If this error is shown when tearing down a secondary datacenter, a Consul cluster outage may follow this behavior. In order to properly tear down a secondary datacenter, that are WAN federated, please use refer to the following articles:
- Remove WAN Federation between Consul Clusters - Virtual Machines (VMs)
- Remove WAN Federation between Consul Clusters - Kubernetes (K8s)
gRPC config stream closed: 7, permission denied
StreamAggregatedResources gRPC config stream closed: 7, permission denied
Problem:
In this instance, a token is provided to Envoy in order to authenticate against Consul, but it does not have the correct privileges to receive updated resources from the Consul clients.
How to troubleshoot:
If only using Consul, check the policy on the token to see if it has service write permissions for the sidecar to be registered. If Nomad is being used for orchestration, check that there is a policy in Consul with the following privileges:
agent_prefix "" { policy = "read" } node_prefix "" { policy = "read" } service_prefix "" { policy = "write" } acl = "write"

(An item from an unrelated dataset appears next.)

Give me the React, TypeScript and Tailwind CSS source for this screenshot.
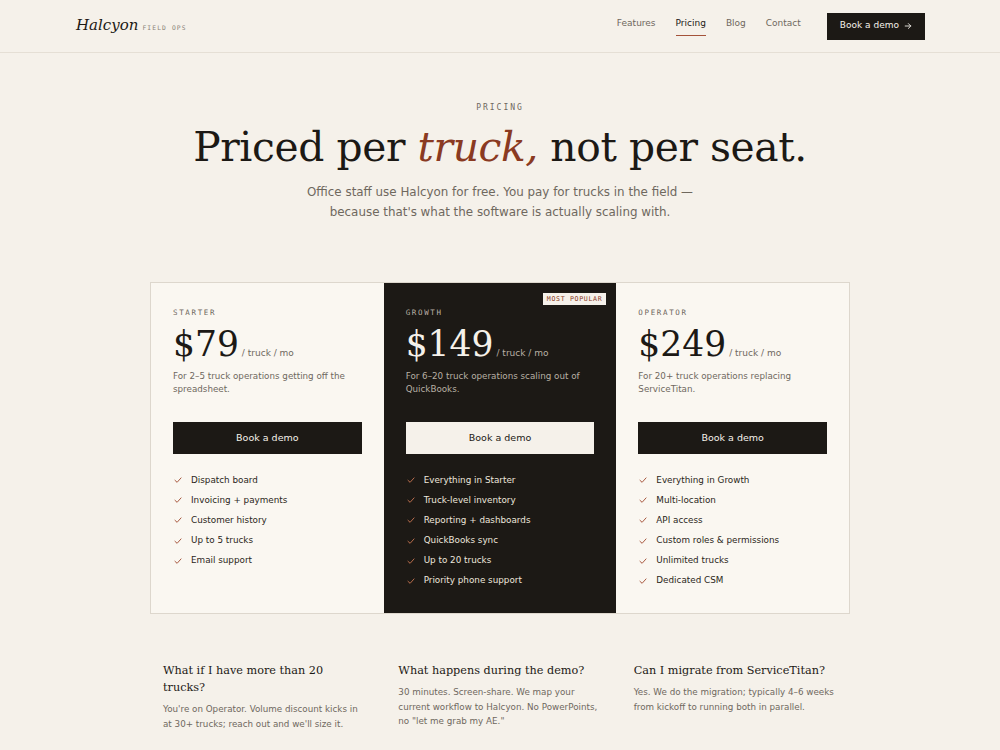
import React from 'react';

const serif = { fontFamily: '"DejaVu Serif", "Liberation Serif", serif' };
const mono = { fontFamily: '"DejaVu Sans Mono", "Liberation Mono", monospace' };
const sans = { fontFamily: '"DejaVu Sans", "Liberation Sans", sans-serif' };

type Plan = {
  name: string;
  price: string;
  blurb: string;
  features: string[];
  featured?: boolean;
};

const plans: Plan[] = [
  {
    name: 'STARTER',
    price: '$79',
    blurb: 'For 2–5 truck operations getting off the spreadsheet.',
    features: ['Dispatch board', 'Invoicing + payments', 'Customer history', 'Up to 5 trucks', 'Email support'],
  },
  {
    name: 'GROWTH',
    price: '$149',
    blurb: 'For 6–20 truck operations scaling out of QuickBooks.',
    features: [
      'Everything in Starter',
      'Truck-level inventory',
      'Reporting + dashboards',
      'QuickBooks sync',
      'Up to 20 trucks',
      'Priority phone support',
    ],
    featured: true,
  },
  {
    name: 'OPERATOR',
    price: '$249',
    blurb: 'For 20+ truck operations replacing ServiceTitan.',
    features: [
      'Everything in Growth',
      'Multi-location',
      'API access',
      'Custom roles & permissions',
      'Unlimited trucks',
      'Dedicated CSM',
    ],
  },
];

const faqs = [
  {
    q: 'What if I have more than 20 trucks?',
    a: "You're on Operator. Volume discount kicks in at 30+ trucks; reach out and we'll size it.",
  },
  {
    q: 'What happens during the demo?',
    a: '30 minutes. Screen-share. We map your current workflow to Halcyon. No PowerPoints, no "let me grab my AE."',
  },
  {
    q: 'Can I migrate from ServiceTitan?',
    a: 'Yes. We do the migration; typically 4–6 weeks from kickoff to running both in parallel.',
  },
];

function Check({ light }: { light?: boolean }) {
  return (
    <svg width="8" height="8" viewBox="0 0 10 10" fill="none" className="shrink-0">
      <path
        d="M1.2 5.4 L3.9 7.9 L8.8 2.4"
        stroke={light ? '#c0714f' : '#a4533a'}
        strokeWidth="1.2"
        strokeLinecap="round"
        strokeLinejoin="round"
      />
    </svg>
  );
}

function PlanCard({ plan }: { plan: Plan }) {
  const dark = plan.featured;
  const muted = dark ? 'text-[#b8b0a4]' : 'text-[#6f685e]';
  return (
    <div
      className={`relative px-[22px] pt-[25px] pb-[26px] ${
        dark ? 'bg-[#1c1915] text-[#f5f1ea]' : 'bg-[#faf7f1] text-[#1c1915]'
      }`}
    >
      {dark && (
        <div
          className="absolute top-[10px] right-[10px] bg-[#f5f1ea] text-[#8a3a22] text-[6.6px] tracking-[0.1em] px-[4px] py-[2px] leading-[8px]"
          style={mono}
        >
          MOST POPULAR
        </div>
      )}
      <div className={`text-[7.5px] tracking-[0.22em] leading-[10px] ${muted}`} style={mono}>
        {plan.name}
      </div>
      <div className="flex items-baseline gap-[3px] mt-[8px]">
        <span className="text-[34.5px] leading-[36px]" style={serif}>
          {plan.price}
        </span>
        <span className={`text-[9px] leading-[12px] ${muted}`} style={sans}>
          / truck / mo
        </span>
      </div>
      <p className={`mt-[7.5px] text-[8.75px] leading-[13px] h-[26px] ${muted}`} style={sans}>
        {plan.blurb}
      </p>
      <button
        className={`mt-[26.5px] w-full h-[32px] text-[9.5px] ${
          dark ? 'bg-[#f5f1ea] text-[#1c1915]' : 'bg-[#1c1915] text-[#f5f1ea]'
        }`}
        style={sans}
      >
        Book a demo
      </button>
      <ul className="mt-[19.5px] flex flex-col gap-[7.2px]">
        {plan.features.map((f) => (
          <li
            key={f}
            className={`flex items-center gap-[9px] pl-[1px] text-[8.8px] leading-[13px] ${
              dark ? 'text-[#ece6dc]' : 'text-[#2a2620]'
            }`}
            style={sans}
          >
            <Check light={dark} />
            {f}
          </li>
        ))}
      </ul>
    </div>
  );
}

export default function App() {
  return (
    <div className="min-h-[750px] bg-[#f5f1ea] text-[#1c1915]" style={sans}>
      <header className="border-b border-[#e5dfd5]">
        <div className="max-w-[850px] mx-auto h-[52px] flex items-center justify-between">
          <div className="flex items-baseline gap-[4px] pl-[1px] -translate-y-[1px]">
            <span className="italic text-[15px] text-[#1c1915]" style={serif}>
              Halcyon
            </span>
            <span className="text-[6.3px] tracking-[0.18em] text-[#8a8378]" style={mono}>
              FIELD OPS
            </span>
          </div>
          <nav className="flex items-center text-[9px]">
            <a className="text-[#6f685e] mr-[20px] pt-[1px] pb-[5px] border-b border-transparent">Features</a>
            <a className="text-[#1c1915] mr-[20px] pt-[1px] pb-[5px] border-b border-[#a4533a]">Pricing</a>
            <a className="text-[#6f685e] mr-[20px] pt-[1px] pb-[5px] border-b border-transparent">Blog</a>
            <a className="text-[#6f685e] mr-[26px] pt-[1px] pb-[5px] border-b border-transparent">Contact</a>
            <button className="h-[27px] px-[13px] bg-[#1c1915] text-[#f5f1ea] text-[9px] flex items-center gap-[5px]">
              Book a demo
              <svg width="8" height="8" viewBox="0 0 10 10" fill="none">
                <path d="M1.5 5h7M5.5 2l3 3-3 3" stroke="currentColor" strokeWidth="1.1" strokeLinecap="round" strokeLinejoin="round" />
              </svg>
            </button>
          </nav>
        </div>
      </header>

      <section className="pt-[50px] text-center">
        <div className="text-[8px] tracking-[0.25em] text-[#6f685e] leading-[10px]" style={mono}>
          PRICING
        </div>
        <h1 className="mt-[10px] text-[40.8px] leading-[48px] tracking-[-0.01em] text-[#1c1915]" style={serif}>
          Priced per <em className="text-[#8a3a22]">truck,</em> not per seat.
        </h1>
        <p className="mt-[11px] text-[11.9px] leading-[20px] text-[#6f685e]">
          Office staff use Halcyon for free. You pay for trucks in the field —
          <br />
          because that's what the software is actually scaling with.
        </p>
      </section>

      <section className="max-w-[700px] mx-auto mt-[60px] grid grid-cols-3 border border-[#ddd7cd]">
        {plans.map((p) => (
          <PlanCard key={p.name} plan={p} />
        ))}
      </section>

      <section className="max-w-[700px] mx-auto mt-[48px] grid grid-cols-3 gap-[32px] px-[13px]">
        {faqs.map((f) => (
          <div key={f.q}>
            <h3 className="text-[11.25px] leading-[17px] text-[#1c1915]" style={serif}>
              {f.q}
            </h3>
            <p className="mt-[6px] text-[8.75px] leading-[14.5px] text-[#6f685e]">{f.a}</p>
          </div>
        ))}
      </section>
    </div>
  );
}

- With a token assigned to this policy, add it to Nomad's config file under the consul token block.
cannot bind '127.0.0.1:1020': Permission denied
Error adding/updating listener(s) <listener name>
cannot bind '127.0.0.1:1020': Permission denied
Problem:
An Envoy proxy configuration(managed in Consul annotations/hcl file) requiring it to listen on port 1020 fails to bind to this port, resulting in a 'Permission denied' error. This issue can occur in environments where Envoy is used alongside Consul for service mesh capabilities, regardless of whether it's deployed within a Kubernetes cluster or in a standalone setup.
How to troubleshoot:
Ports under 1024 have root privileges, so port 1020 won't be allowed to bind to a listener in Envoy without more intervention. The following can be a solution for this:
- Use Ports Above 1024: By configuring Envoy to listen on ports higher than 1024, you can avoid the need for root privileges. This approach is safer from a security perspective.
delayed connect error: 111
upstream connect error or disconnect/reset before headers. reset reason: connection failure, transport failure reason: delayed connect error: 111
Problem:
The error code 111 typically corresponds to the ECONNREFUSED
error in Linux, which means that the connection was refused by the server(sidecar). This generally indicates that no process is listening on the IP:Port combination that the client is trying to connect to.
How to troubleshoot:
In the context of Consul + Envoy, there are two reasons this error could occur:
-
This issue is caused by connect sidecars being restarted (e.g. during a consul version upgrade) and continuing to receive requests even after the sidecar stops. Tuning the interval and success_before_passing fields from the check block could help with stopping traffic to the sidecar in this scenario.
-
Example
"connect": { "sidecar_service": { "check": {
"name": "Sidecar Health Check"
"tcp": "localhost:1235"
# This will require the check to succeed 3 times before
# the sidecar is marked as healthy (passing).
# defaults to 0
"success_before_passing": 3
"interval": "5s" #defaults to 10s } } }
-
Example
-
This can also occur if an orphan pod without an envoy container is spun up. You can confirm this by checking the pods to see if both the application and Envoy containers are running:
kubectl get pods -n <namespace> -o=jsonpath='{.items[*].spec.containers[*].name}'
- If the Envoy container isn't there, make sure that connectInject is enabled in the values.yaml file. Once this is checked, restarting the pod should allow the envoy container to be added.
delayed connect error: 113
upstream reset: reset reason: connection failure, transport failure reason: delayed connect error: 113
Problem:
The error code 113 typically corresponds to the EHOSTUNREACH
error in Linux, which means that the host you are trying to reach is unreachable. This error occurs at the network level and indicates that a route to the specified host cannot be found, preventing any kind of network connection or communication.
How to troubleshoot:
Checking Envoy's stats and cluster pages will be helpful here. In the stat's you'll want to see how many members of the upstream are healthy compared to the total members:
healthy members:
curl http://localhost:19000/stats | grep 'consul.membership_healthy'
total members
curl http://localhost:19000/stats | grep 'consul.membership_total'
If they don't match, then you'll want to check the clusters page to get the IPs of the unhealthy members:
curl http://localhost:19000/clusters | grep '::health_flags::/failed_eds_health'
Seeing the failed_eds health flags for IPs can indicate that there are stale IPs trying to be connected to. Envoy sidecars shouldn't have stale IPs in a normal scenario. The next step would be to check Consul or Consul-k8s changelog for the version you're on. For example, you may see the 113 error in the mesh on one of the consul-k8s 1.1.x versions. Upgrading to a consul-k8s version where the fix was backported to may resolve the issue.